Metrology transparency: Do they provide open-source point-cloud data, or do they lock you into their own summary report? The raw data lets your engineering team run their own aerofoil section analysis.
Problem-solving reflex: When an insert chips mid-finish pass on a Friday afternoon, do they call you to complain, or do they send a recovery plan and a revised ship date before you even see the sun set? The latter is gold.
The world of impeller machining is small, and reputations stick. The best shops don’t act like order-takers; they act like part-owners of your rotating assembly’s success. They’ll question a print callout that doesn’t make physical sense, suggest a minor radius modification to improve cutter access without affecting flow, and ship parts that look like they belong in a metrology museum.

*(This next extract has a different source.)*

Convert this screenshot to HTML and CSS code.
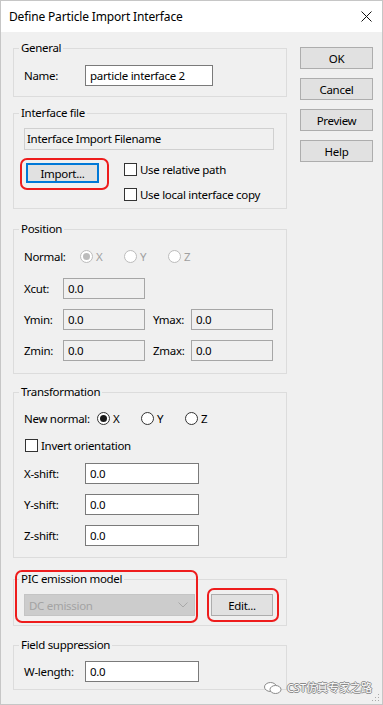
FILE: index.html
```html
<!DOCTYPE html>
<html lang="en">
<head>
  <meta charset="UTF-8">
  <title>Define Particle Import Interface</title>
  <link rel="stylesheet" href="styles.css">
</head>
<body>

  <div class="window">
    <div class="titlebar">
      <span class="title">Define Particle Import Interface</span>
      <svg class="close" width="11" height="11" viewBox="0 0 11 11">
        <path d="M0.5 0.5 L10.5 10.5 M10.5 0.5 L0.5 10.5" stroke="#111" stroke-width="1" fill="none"/>
      </svg>
    </div>

    <div class="content">
      <div class="main">

        <fieldset class="group general">
          <legend>General</legend>
          <div class="row">
            <span class="lbl w61">Name:</span>
            <input class="field name" type="text" value="particle interface 2">
          </div>
        </fieldset>

        <fieldset class="group iface">
          <legend>Interface file</legend>
          <div class="filename">Interface Import Filename</div>
          <div class="import-row">
            <span class="hl">
              <button class="btn import">Import...</button>
              <span class="mark m-import"></span>
            </span>
            <div class="checks">
              <div class="check"><span class="box"></span>Use relative path</div>
              <div class="check"><span class="box"></span>Use local interface copy</div>
            </div>
          </div>
        </fieldset>

        <fieldset class="group position">
          <legend>Position</legend>
          <div class="row r20">
            <span class="lbl w56">Normal:</span>
            <span class="radio off"><span class="dot on"></span>X</span>
            <span class="radio off"><span class="dot"></span>Y</span>
            <span class="radio off"><span class="dot"></span>Z</span>
          </div>
          <div class="row mt12">
            <span class="lbl w39">Xcut:</span>
            <input class="field pos" type="text" value="0.0">
          </div>
          <div class="row mt10">
            <span class="lbl w39">Ymin:</span>
            <input class="field pos" type="text" value="0.0">
            <span class="lbl w38 ml8">Ymax:</span>
            <input class="field pos" type="text" value="0.0">
          </div>
          <div class="row mt10">
            <span class="lbl w39">Zmin:</span>
            <input class="field pos" type="text" value="0.0">
            <span class="lbl w38 ml8">Zmax:</span>
            <input class="field pos" type="text" value="0.0">
          </div>
        </fieldset>

        <fieldset class="group transform">
          <legend>Transformation</legend>
          <div class="row r20">
            <span class="lbl w73">New normal:</span>
            <span class="radio"><span class="dot on"></span>X</span>
            <span class="radio"><span class="dot"></span>Y</span>
            <span class="radio"><span class="dot"></span>Z</span>
          </div>
          <div class="row r20 mt7">
            <div class="check invert"><span class="box"></span>Invert orientation</div>
          </div>
          <div class="row mt8">
            <span class="lbl w61">X-shift:</span>
            <input class="field shift" type="text" value="0.0">
          </div>
          <div class="row mt10">
            <span class="lbl w61">Y-shift:</span>
            <input class="field shift" type="text" value="0.0">
          </div>
          <div class="row mt10">
            <span class="lbl w61">Z-shift:</span>
            <input class="field shift" type="text" value="0.0">
          </div>
        </fieldset>

        <fieldset class="group pic">
          <legend>PIC emission model</legend>
          <span class="mark m-pic"></span>
          <div class="row r22">
            <div class="combo">
              <span>DC emission</span>
              <svg width="10" height="6" viewBox="0 0 10 6">
                <path d="M0.5 0.5 L5 5 L9.5 0.5" stroke="#a8a8a8" stroke-width="1" fill="none"/>
              </svg>
            </div>
            <span class="hl edit-wrap">
              <button class="btn edit">Edit...</button>
              <span class="mark m-edit"></span>
            </span>
          </div>
        </fieldset>

        <fieldset class="group field-sup">
          <legend>Field suppression</legend>
          <div class="row">
            <span class="lbl w61">W-length:</span>
            <input class="field shift" type="text" value="0.0">
          </div>
        </fieldset>

      </div>

      <div class="side">
        <button class="btn">OK</button>
        <button class="btn">Cancel</button>
        <button class="btn">Preview</button>
        <button class="btn">Help</button>
      </div>
    </div>

    <!-- watermark -->
    <div class="wm">
      <svg width="18" height="12" viewBox="0 0 18 12">
        <ellipse cx="6.5" cy="5" rx="6" ry="4.5" fill="#fff" stroke="#8a8a8a" stroke-width="1"/>
        <ellipse cx="11.5" cy="7.5" rx="5.5" ry="4" fill="#fff" stroke="#8a8a8a" stroke-width="1"/>
      </svg>
      <span>CST仿真专家之路</span>
    </div>

    <svg class="grip" width="8" height="8" viewBox="0 0 8 8">
      <rect x="6" y="0" width="1" height="1" fill="#aaa"/>
      <rect x="3" y="3" width="1" height="1" fill="#aaa"/>
      <rect x="6" y="3" width="1" height="1" fill="#aaa"/>
      <rect x="0" y="6" width="1" height="1" fill="#aaa"/>
      <rect x="3" y="6" width="1" height="1" fill="#aaa"/>
      <rect x="6" y="6" width="1" height="1" fill="#aaa"/>
    </svg>
  </div>

</body>
</html>
```

FILE: styles.css
```css
body {
  margin: 0;
  background-color: #ffffff;
  font-family: "Noto Sans", "Open Sans", sans-serif;
  font-size: 11.5px;
  letter-spacing: -0.3px;
  color: #000;
}
.window {
  position: relative;
  width: 383px;
  height: 705px;
  box-sizing: border-box;
  border: 1px solid #c6c6c6;
  background-color: #f0f0f0;
}
.titlebar {
  height: 31px;
  background-color: #ffffff;
  display: flex;
  align-items: center;
  justify-content: space-between;
  padding: 0 10px 0 8px;
}
.title {
  font-size: 12px;
  letter-spacing: -0.15px;
}
.content {
  display: flex;
  padding: 8px 0 0 12px;
}
.main {
  width: 274px;
  display: flex;
  flex-direction: column;
}
.side {
  width: 73px;
  margin: 7px 0 0 13px;
  display: flex;
  flex-direction: column;
  gap: 9px;
}
.btn {
  height: 22px;
  padding: 0;
  font: inherit;
  letter-spacing: inherit;
  color: #000;
  background-color: #e1e1e1;
  border: 1px solid #adadad;
}

/* group boxes */
.group {
  position: relative;
  margin: 0;
  padding: 0 10px;
  min-width: 0;
  border: 1px solid #dcdcdc;
}
.group legend {
  padding: 0 2px;
  margin-left: -5px;
  line-height: 16px;
}
.general {
  padding-top: 9px;
  padding-bottom: 10px;
}
.iface {
  margin-top: 8px;
  padding-top: 7px;
  padding-bottom: 7px;
}
.position {
  margin-top: 12px;
  padding-top: 9px;
  padding-bottom: 12px;
}
.transform {
  margin-top: 10px;
  padding-top: 8px;
  padding-bottom: 11px;
}
.pic {
  margin-top: 13px;
  padding-top: 7px;
  padding-bottom: 9px;
}
.field-sup {
  margin-top: 11px;
  padding-top: 8px;
  padding-bottom: 7px;
}

/* rows */
.row {
  display: flex;
  align-items: center;
  height: 21px;
}
.r20 { height: 20px; }
.r22 { height: 22px; }
.mt7 { margin-top: 7px; }
.mt8 { margin-top: 8px; }
.mt10 { margin-top: 10px; }
.mt12 { margin-top: 12px; }
.ml8 { margin-left: 8px; }
.lbl { flex: none; }
.w38 { width: 38px; }
.w39 { width: 39px; }
.w56 { width: 56px; }
.w61 { width: 61px; }
.w73 { width: 73px; }

.field {
  box-sizing: border-box;
  height: 21px;
  padding: 0 4px;
  font: inherit;
  letter-spacing: inherit;
  color: #000;
  background-color: #ffffff;
  border: 1px solid #7a7a7a;
  outline: none;
}
.name { width: 128px; }
.shift { width: 114px; }
.pos {
  width: 82px;
  background-color: #f0f0f0;
  border-color: #a6a6a6;
}

.filename {
  box-sizing: border-box;
  width: 250px;
  height: 22px;
  padding: 0 2px;
  line-height: 20px;
  background-color: #f0f0f0;
  border: 1px solid #d0d0d0;
}
.import-row {
  display: flex;
  align-items: flex-start;
  margin-top: 13px;
}
.import {
  width: 73px;
  height: 20px;
  margin-left: 2px;
  border: 2px solid #0078d7;
  display: block;
}
.checks {
  margin-left: 25px;
  display: flex;
  flex-direction: column;
  gap: 12px;
}
.check {
  display: flex;
  align-items: center;
  height: 13px;
}
.invert {
  margin-left: 1px;
}
.box {
  width: 13px;
  height: 13px;
  box-sizing: border-box;
  margin-right: 3px;
  background-color: #ffffff;
  border: 1px solid #333;
}

.radio {
  width: 44px;
  display: flex;
  align-items: center;
}
.dot {
  width: 13px;
  height: 13px;
  box-sizing: border-box;
  margin-right: 3px;
  border: 1px solid #333;
  border-radius: 50%;
  background-color: #ffffff;
  display: flex;
  align-items: center;
  justify-content: center;
}
.dot.on::after {
  content: "";
  width: 7px;
  height: 7px;
  border-radius: 50%;
  background-color: #1a1a1a;
}
.radio.off {
  color: #a0a0a0;
}
.radio.off .dot {
  border-color: #bcbcbc;
}
.radio.off .dot.on::after {
  background-color: #bcbcbc;
}

.combo {
  box-sizing: border-box;
  width: 171px;
  height: 22px;
  padding: 0 6px 0 4px;
  display: flex;
  align-items: center;
  justify-content: space-between;
  color: #a3a3a3;
  background-color: #cccccc;
  border: 1px solid #c4c4c4;
}
.edit-wrap {
  margin-left: 16px;
}
.edit {
  width: 62px;
  display: block;
}

/* red highlight marks */
.hl {
  position: relative;
  display: block;
}
.mark {
  position: absolute;
  border: 2px solid #ee1c1c;
  border-radius: 7px;
  pointer-events: none;
}
.m-import {
  top: -5px;
  right: -10px;
  bottom: -7px;
  left: -4px;
}
.m-edit {
  top: -6px;
  right: -6px;
  bottom: -6px;
  left: -4px;
}
.m-pic {
  left: 1px;
  bottom: 2px;
  width: 183px;
  height: 53px;
  box-sizing: border-box;
}

.wm {
  position: absolute;
  right: 10px;
  bottom: 9px;
  display: flex;
  align-items: center;
  gap: 5px;
  font-family: "Noto Sans", "Noto Sans CJK SC", sans-serif;
  font-size: 11px;
  letter-spacing: 0;
  line-height: 14px;
  color: #ffffff;
  text-shadow: 1px 0 0 #8a8a8a, -1px 0 0 #8a8a8a, 0 1px 0 #8a8a8a, 0 -1px 0 #8a8a8a;
}
.grip {
  position: absolute;
  right: 2px;
  bottom: 2px;
}
```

As you sift through the next batch of quotes for your 5-axis impeller machining needs, remember that the paper price is a decoy. The real cost lives in the silent phone calls, the missed ship dates, and the squealing bearing caused by an impeller that was just slightly out of balance. Find the shop that talks about tool pressure, about phase angles, about the helical lead-in that prevents a dwell scar. That’s the partner who will make you look like a sourcing hero. That lukewarm coffee I mentioned at the beginning? It’s long gone cold, but the suppliers who earned a permanent spot on my list are the ones who understand that a machined impeller isn’t just a chunk of metal—it’s a promise that spins at 60,000 RPM. Choose the shop that treats it that way.